I visited the kindergarten class in order to generate ideas for the first phase of Reschool Yourself, to decide  what I’d like to do in my old classrooms. I spent the day observing and interacting with the kids, ages five and six. I cut a cardboard box into a stage for a puppet show, listened to a story, and watched the kids practice movement and dance. I agreed to play tag at recess, and only then was informed that I was “always it.” As I chased the kids around the jungle gym, they joyfully teased me by sticking out their tongues and taunting me with singsongs of “Nanny nanny, foo foo.”

The day’s activities began with Kid Writing, a time for students to draw pictures in their personal journals and practice writing about them.

Max 2“Do you have a kid journal?” a boy named Max asked me. I told him that I didn’t.

“I’ll make you one,” he said.

He disappeared and then returned within a few minutes, presenting me with a paper booklet neatly stapled down the side. He had trimmed the side of the page “to make it look nice” and had printed the words, “Melia AND THE” on the fluorescent pink cover.

“Melia and the what?” I asked him.

“That’s up to you,” he said.

I raised my eyebrows, impressed by this 6-year-old sage. “Hmm, I’m not sure how to finish that,” I said. “I’ll have to think about it.”

Max looked me straight in the eye. “Sometimes it’s good to just do what you want to do,” he told me. “Sometimes that’s the best thing.”

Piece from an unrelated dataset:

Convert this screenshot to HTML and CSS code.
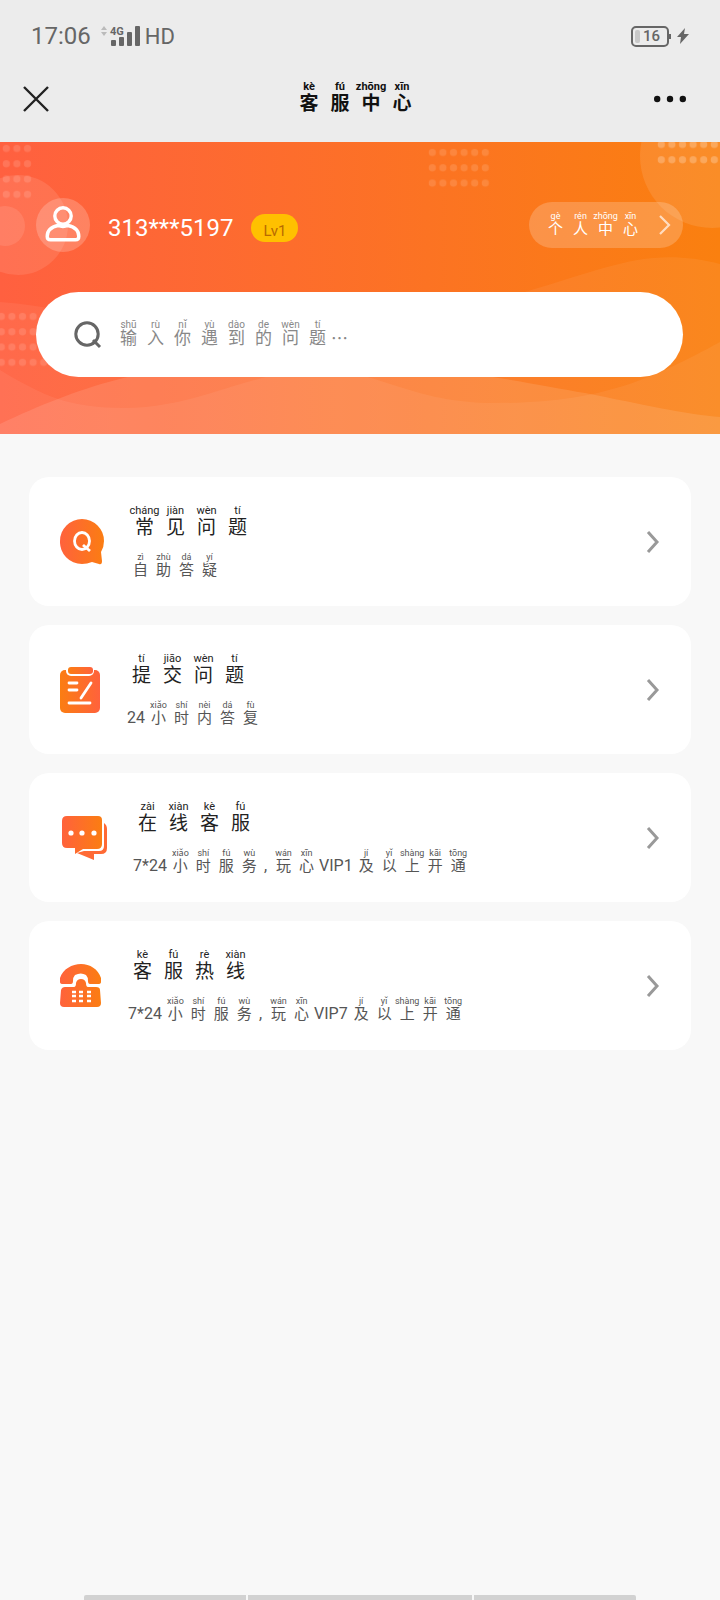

I told Max that this was such great advice that I would write it down. I printed his words in oil pastel inside my new journal, on the paper with dotted lines for handwriting practice. When I showed him his own words on the page, he said, “This will be on the first page to remind you, for life.” This kid was a regular Yoda. I wished I could shrink him down to pocket-size and carry him around with me—my own insightful little Pez dispenser.